United States District Court, E.D. Pennsylvania


August 2, 2004.

ELAINE L. CHAO, SECRETARY OF LABOR, UNITED STATES DEPARTMENT OF LABOR Petitioner
v.
JOHN KORESKO, et al. Respondents.

The opinion of the court was delivered by: MARY A. McLAUGHLIN, District Judge

MEMORANDUM AND ORDER

On May 11, 2004, the Court issued a decision, rejecting the respondents' general challenge to the enforceability of subpoenas duces tecum issued by the Secretary of Labor pursuant to § 504 of the Employee Retirement Home Security Act ("ERISA"), 29 U.S.C. § 1134. The Court did not decide the respondents' specific objections to the subpoenas that were based on claims of privilege. The Court ordered the parties to try to resolve the specific objections to the subpoenas by June 1, 2004. The parties did not do so.

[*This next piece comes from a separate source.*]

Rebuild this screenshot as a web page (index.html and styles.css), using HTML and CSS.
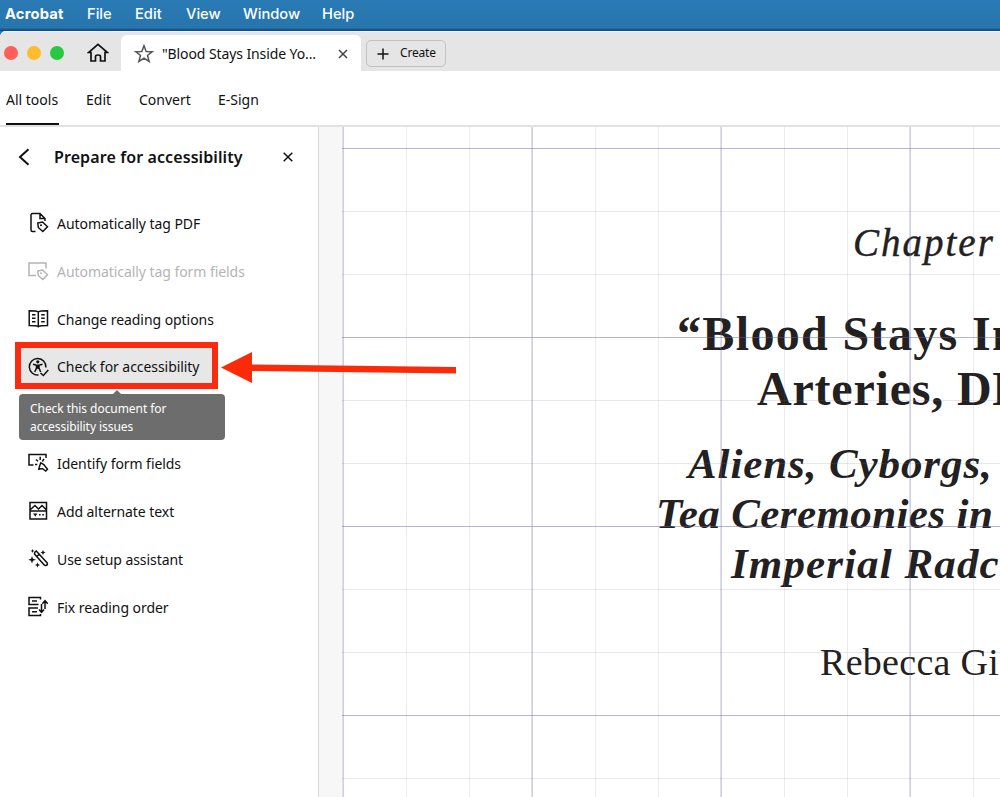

The Court held a hearing on the specific objections on June 16, 2004. After the hearing, counsel for the parties spent several hours trying to resolve the remaining objections. The Court then met with counsel in chambers for a substantial amount of time to try to understand the respondents' objections and to see if it could assist the parties in negotiating a settlement of the dispute. The Court was unsuccessful. The Court ordered the respondents to provide the Court with a privilege log and any argument with respect to privilege. The respondents responded on July 9, 2004. The petitioner filed an opposition to the respondents' privilege arguments on July 19, 2004.

  The respondents submitted a large binder with a table of contents on the outside. Exhibit A consists of the respondents' general objections most of which have already been overruled by the Court's May 11 decision. There follows a "statement of privileges" that appears to be a non-paginated discussion of various privileges. It is not signed by anyone. There follow copies of three cases, two Department of Labor Advisory Opinions, and certain Pennsylvania Rules of Disciplinary Enforcement. Tab 8 to Exhibit A appears to be a copy of the subpoena with notations next to each request, such as "P = privilege asserted and set forth herein."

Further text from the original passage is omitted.